— start of Record list —

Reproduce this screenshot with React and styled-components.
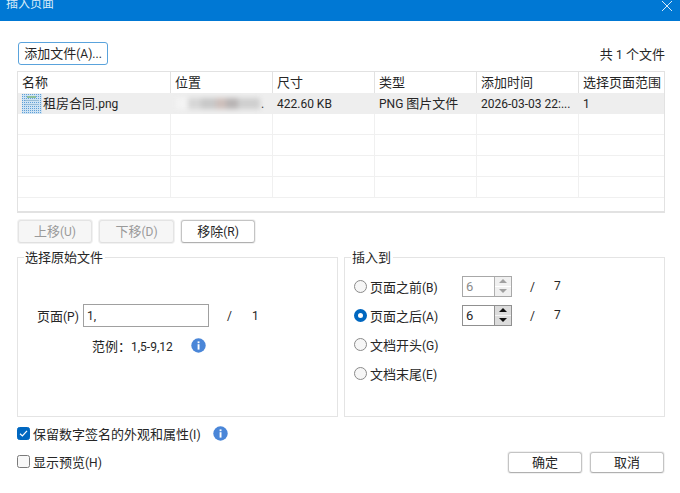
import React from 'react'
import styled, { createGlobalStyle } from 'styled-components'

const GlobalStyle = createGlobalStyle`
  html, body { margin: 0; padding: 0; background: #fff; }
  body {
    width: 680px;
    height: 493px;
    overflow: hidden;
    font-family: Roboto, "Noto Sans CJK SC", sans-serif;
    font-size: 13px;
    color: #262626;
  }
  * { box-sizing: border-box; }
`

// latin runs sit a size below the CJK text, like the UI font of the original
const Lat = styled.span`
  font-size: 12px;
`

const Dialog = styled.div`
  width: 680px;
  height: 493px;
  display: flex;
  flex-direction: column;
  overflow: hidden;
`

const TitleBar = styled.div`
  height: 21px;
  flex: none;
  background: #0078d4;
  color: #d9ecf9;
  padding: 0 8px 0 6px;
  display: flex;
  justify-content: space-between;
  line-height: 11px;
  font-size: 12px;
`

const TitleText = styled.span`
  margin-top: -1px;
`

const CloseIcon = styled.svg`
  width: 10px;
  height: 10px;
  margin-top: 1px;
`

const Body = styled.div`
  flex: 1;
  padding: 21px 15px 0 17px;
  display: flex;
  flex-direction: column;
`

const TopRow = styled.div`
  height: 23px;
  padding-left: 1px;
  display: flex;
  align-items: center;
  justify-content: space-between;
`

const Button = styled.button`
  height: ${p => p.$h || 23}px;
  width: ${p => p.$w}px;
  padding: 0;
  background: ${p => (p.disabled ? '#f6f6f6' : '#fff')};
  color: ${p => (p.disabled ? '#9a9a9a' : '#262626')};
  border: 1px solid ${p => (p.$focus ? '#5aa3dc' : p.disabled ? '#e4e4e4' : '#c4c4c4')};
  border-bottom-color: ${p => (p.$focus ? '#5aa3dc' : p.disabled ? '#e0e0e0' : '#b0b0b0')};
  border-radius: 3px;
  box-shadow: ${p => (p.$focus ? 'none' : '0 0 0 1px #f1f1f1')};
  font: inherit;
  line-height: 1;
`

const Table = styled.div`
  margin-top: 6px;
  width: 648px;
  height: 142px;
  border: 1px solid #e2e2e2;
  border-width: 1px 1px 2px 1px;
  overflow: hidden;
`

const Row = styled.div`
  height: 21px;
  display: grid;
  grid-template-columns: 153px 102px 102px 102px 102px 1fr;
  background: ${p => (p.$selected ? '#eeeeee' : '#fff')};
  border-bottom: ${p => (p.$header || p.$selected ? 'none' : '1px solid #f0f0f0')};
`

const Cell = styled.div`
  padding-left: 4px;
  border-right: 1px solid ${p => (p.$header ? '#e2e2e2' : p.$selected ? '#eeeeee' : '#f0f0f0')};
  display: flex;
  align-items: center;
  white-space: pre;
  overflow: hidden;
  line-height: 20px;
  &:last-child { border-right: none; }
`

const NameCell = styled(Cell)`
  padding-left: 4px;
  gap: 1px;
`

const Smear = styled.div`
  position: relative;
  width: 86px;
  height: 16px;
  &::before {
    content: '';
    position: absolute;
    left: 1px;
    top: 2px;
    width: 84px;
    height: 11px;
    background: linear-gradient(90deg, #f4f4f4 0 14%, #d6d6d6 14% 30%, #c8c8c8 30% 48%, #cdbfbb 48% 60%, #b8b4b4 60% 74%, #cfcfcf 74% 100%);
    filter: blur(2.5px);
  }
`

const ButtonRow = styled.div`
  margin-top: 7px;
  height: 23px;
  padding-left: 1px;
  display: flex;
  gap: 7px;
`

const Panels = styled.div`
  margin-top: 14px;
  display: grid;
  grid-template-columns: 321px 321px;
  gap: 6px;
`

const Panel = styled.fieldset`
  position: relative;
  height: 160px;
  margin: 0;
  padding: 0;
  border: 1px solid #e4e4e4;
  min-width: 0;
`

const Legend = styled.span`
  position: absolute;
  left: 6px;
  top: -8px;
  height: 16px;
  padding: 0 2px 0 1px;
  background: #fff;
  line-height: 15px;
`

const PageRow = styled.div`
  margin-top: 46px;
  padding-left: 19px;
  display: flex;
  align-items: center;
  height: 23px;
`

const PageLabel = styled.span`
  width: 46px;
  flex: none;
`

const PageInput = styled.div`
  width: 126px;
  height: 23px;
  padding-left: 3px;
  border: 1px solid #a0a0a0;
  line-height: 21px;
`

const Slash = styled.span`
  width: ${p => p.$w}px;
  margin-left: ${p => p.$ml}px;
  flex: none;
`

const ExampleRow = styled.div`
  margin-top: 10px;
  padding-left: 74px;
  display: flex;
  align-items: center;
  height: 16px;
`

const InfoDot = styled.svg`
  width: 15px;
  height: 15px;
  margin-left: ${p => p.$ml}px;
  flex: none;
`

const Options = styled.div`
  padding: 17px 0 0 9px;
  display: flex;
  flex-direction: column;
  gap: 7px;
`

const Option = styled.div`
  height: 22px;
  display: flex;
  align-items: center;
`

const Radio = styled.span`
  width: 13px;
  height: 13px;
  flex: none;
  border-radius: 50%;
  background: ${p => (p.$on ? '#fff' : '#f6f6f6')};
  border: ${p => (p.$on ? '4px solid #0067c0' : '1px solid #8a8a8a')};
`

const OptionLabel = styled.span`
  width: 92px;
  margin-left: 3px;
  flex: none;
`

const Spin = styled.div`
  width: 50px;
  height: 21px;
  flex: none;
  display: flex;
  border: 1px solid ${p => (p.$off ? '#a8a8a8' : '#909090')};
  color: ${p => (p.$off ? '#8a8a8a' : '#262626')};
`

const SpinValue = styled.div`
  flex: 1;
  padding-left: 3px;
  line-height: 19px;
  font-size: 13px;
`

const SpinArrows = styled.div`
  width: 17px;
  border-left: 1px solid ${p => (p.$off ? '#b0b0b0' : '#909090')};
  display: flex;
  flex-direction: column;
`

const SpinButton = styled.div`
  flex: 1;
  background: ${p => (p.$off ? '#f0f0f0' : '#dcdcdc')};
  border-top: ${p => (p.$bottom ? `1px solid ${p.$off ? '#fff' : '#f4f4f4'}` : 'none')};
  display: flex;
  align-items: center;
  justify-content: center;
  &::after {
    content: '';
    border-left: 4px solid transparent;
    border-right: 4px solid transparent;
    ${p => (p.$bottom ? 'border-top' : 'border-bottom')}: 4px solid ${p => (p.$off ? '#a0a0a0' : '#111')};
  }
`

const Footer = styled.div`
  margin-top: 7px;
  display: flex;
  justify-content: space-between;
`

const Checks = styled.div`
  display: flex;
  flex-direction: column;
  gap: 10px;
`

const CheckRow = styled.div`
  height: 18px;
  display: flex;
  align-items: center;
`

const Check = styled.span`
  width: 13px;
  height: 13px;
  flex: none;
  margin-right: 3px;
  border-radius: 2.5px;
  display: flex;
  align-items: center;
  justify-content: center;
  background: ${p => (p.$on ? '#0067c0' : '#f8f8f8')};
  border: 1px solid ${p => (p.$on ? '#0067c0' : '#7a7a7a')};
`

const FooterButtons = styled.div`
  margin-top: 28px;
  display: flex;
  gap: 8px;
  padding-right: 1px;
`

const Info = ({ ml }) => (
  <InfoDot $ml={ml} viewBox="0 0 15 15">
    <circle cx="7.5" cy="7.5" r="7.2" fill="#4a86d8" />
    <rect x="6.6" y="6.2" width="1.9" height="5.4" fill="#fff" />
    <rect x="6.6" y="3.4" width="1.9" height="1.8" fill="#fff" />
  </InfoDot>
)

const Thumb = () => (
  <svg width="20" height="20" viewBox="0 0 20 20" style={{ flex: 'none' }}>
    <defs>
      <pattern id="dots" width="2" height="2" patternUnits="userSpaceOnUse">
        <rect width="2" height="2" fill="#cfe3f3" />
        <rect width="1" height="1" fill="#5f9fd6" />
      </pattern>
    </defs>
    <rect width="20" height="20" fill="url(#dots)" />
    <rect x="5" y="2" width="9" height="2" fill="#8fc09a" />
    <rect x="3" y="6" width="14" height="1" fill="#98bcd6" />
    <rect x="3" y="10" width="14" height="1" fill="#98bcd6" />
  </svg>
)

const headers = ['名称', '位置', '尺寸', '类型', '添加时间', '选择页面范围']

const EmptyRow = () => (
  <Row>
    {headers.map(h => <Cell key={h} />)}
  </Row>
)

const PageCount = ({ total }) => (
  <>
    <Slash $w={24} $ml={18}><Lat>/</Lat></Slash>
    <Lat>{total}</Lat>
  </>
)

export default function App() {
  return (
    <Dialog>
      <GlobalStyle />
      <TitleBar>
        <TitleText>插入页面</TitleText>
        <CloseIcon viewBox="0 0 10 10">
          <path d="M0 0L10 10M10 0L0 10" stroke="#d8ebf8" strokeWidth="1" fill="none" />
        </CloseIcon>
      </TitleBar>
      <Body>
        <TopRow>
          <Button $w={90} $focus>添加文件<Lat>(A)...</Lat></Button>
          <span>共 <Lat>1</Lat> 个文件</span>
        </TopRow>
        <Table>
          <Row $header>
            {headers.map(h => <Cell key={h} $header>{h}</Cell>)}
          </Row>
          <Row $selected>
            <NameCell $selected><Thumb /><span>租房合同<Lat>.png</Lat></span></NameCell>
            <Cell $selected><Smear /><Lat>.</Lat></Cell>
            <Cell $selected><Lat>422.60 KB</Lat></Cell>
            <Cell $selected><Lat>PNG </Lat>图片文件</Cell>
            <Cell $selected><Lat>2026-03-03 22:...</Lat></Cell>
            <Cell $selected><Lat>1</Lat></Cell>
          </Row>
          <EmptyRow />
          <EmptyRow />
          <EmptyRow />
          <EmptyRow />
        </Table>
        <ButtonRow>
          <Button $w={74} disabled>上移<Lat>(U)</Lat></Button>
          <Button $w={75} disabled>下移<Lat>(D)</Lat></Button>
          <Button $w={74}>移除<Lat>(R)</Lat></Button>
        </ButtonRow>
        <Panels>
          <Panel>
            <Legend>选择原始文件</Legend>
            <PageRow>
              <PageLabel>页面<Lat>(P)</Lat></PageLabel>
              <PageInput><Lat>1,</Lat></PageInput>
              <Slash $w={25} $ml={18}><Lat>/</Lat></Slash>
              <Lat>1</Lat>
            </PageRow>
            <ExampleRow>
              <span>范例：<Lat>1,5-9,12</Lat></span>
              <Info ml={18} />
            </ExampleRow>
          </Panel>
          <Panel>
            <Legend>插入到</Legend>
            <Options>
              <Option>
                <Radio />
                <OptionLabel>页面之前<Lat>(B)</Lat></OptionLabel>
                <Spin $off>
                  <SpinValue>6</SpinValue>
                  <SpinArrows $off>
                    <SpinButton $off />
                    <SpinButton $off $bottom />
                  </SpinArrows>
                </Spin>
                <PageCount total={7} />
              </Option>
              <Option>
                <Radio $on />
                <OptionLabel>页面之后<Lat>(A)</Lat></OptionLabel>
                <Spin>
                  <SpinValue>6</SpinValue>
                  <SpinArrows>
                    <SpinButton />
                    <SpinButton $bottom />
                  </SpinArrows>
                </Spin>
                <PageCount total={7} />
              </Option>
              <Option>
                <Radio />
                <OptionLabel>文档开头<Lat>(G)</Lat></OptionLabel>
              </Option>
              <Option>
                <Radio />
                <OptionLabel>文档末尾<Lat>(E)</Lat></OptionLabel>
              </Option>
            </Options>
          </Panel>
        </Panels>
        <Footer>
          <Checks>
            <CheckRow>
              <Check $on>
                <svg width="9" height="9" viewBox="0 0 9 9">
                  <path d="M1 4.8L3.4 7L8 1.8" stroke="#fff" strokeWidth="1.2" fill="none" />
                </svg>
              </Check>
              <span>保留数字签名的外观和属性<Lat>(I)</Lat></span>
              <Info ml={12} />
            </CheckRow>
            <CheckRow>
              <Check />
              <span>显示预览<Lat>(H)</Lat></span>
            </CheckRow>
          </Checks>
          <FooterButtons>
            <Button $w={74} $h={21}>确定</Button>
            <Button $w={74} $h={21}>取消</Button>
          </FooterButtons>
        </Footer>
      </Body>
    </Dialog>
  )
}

— end of Record list —
— start of Record list —

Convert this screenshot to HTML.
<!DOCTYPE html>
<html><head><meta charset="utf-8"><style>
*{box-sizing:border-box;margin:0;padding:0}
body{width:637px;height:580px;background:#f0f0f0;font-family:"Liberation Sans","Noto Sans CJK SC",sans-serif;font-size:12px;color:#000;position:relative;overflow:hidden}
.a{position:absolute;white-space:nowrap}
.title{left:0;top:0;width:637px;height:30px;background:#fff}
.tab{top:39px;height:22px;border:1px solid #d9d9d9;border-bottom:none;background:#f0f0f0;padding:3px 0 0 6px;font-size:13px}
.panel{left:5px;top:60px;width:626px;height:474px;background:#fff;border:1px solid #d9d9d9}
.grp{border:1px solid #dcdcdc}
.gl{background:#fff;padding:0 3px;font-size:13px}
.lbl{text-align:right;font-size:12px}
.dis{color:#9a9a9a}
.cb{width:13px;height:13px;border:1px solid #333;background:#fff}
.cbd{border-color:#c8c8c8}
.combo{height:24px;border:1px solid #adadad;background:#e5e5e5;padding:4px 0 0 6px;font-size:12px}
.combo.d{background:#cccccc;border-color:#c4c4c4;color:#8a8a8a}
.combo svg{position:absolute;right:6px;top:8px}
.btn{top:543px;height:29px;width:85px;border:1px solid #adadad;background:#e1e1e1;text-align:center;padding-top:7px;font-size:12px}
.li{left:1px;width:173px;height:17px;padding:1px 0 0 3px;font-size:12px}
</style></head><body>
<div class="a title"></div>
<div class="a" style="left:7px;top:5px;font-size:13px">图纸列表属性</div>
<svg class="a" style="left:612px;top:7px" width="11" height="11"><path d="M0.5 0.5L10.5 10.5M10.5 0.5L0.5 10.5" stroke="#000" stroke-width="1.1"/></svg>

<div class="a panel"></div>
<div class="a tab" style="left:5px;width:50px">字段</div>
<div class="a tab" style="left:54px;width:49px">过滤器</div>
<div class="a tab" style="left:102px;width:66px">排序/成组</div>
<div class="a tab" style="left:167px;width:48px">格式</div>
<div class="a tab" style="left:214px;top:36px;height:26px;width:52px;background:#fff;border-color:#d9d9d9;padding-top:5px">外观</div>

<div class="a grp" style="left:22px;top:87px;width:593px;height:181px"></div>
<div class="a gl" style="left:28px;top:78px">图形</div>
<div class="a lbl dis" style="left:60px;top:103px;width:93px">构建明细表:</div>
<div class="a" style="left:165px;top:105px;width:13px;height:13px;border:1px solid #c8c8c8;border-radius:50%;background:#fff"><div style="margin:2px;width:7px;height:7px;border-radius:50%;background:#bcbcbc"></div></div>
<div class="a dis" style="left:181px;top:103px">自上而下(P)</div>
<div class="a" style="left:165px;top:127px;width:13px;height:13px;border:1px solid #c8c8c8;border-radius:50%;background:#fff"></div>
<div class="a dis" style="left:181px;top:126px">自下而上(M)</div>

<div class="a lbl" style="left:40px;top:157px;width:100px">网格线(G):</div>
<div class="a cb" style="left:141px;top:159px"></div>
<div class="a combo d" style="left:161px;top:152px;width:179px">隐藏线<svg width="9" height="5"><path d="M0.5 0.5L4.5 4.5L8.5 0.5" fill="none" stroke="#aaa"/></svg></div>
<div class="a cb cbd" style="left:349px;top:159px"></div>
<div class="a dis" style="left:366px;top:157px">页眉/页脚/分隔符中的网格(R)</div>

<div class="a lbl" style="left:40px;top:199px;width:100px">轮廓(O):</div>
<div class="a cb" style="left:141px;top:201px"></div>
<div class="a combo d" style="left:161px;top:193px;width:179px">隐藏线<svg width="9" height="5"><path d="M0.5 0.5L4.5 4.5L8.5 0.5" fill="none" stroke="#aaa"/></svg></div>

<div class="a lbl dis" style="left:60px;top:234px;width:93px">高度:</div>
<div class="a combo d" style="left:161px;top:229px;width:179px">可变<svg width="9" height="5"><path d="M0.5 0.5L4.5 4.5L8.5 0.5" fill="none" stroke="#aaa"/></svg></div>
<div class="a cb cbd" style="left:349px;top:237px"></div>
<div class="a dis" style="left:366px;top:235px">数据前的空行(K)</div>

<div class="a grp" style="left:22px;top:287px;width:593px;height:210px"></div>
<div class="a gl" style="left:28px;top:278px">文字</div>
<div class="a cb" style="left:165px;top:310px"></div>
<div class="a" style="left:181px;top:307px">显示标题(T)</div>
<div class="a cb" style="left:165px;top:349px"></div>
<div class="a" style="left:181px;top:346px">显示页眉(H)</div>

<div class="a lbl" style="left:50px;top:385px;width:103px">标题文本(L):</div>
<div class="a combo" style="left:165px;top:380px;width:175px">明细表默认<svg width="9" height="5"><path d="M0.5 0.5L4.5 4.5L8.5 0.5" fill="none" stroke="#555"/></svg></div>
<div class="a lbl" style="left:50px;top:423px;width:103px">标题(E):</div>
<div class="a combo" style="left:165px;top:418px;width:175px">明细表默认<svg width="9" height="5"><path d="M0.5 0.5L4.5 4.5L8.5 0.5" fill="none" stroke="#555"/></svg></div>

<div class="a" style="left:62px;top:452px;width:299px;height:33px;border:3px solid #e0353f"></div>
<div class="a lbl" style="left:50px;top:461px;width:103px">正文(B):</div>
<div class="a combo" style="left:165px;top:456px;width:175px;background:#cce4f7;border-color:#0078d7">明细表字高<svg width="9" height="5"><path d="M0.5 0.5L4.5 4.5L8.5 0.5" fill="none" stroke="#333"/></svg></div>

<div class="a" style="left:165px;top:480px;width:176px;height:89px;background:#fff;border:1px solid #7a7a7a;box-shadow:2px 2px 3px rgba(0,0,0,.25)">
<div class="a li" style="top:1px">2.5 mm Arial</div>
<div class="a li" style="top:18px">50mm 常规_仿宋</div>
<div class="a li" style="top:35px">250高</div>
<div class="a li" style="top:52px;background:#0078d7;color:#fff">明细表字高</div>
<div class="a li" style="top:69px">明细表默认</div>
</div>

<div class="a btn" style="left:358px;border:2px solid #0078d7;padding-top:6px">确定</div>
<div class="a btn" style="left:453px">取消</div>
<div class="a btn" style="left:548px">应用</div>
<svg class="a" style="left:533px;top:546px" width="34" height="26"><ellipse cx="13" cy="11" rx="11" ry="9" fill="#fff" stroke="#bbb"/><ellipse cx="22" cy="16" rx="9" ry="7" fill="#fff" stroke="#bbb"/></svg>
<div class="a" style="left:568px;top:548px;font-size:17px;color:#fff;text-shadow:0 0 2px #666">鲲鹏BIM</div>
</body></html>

— end of Record list —

=== Brief ===
Give the number of lines where the string "React" occurs, without any further text.

=== Written solution ===
2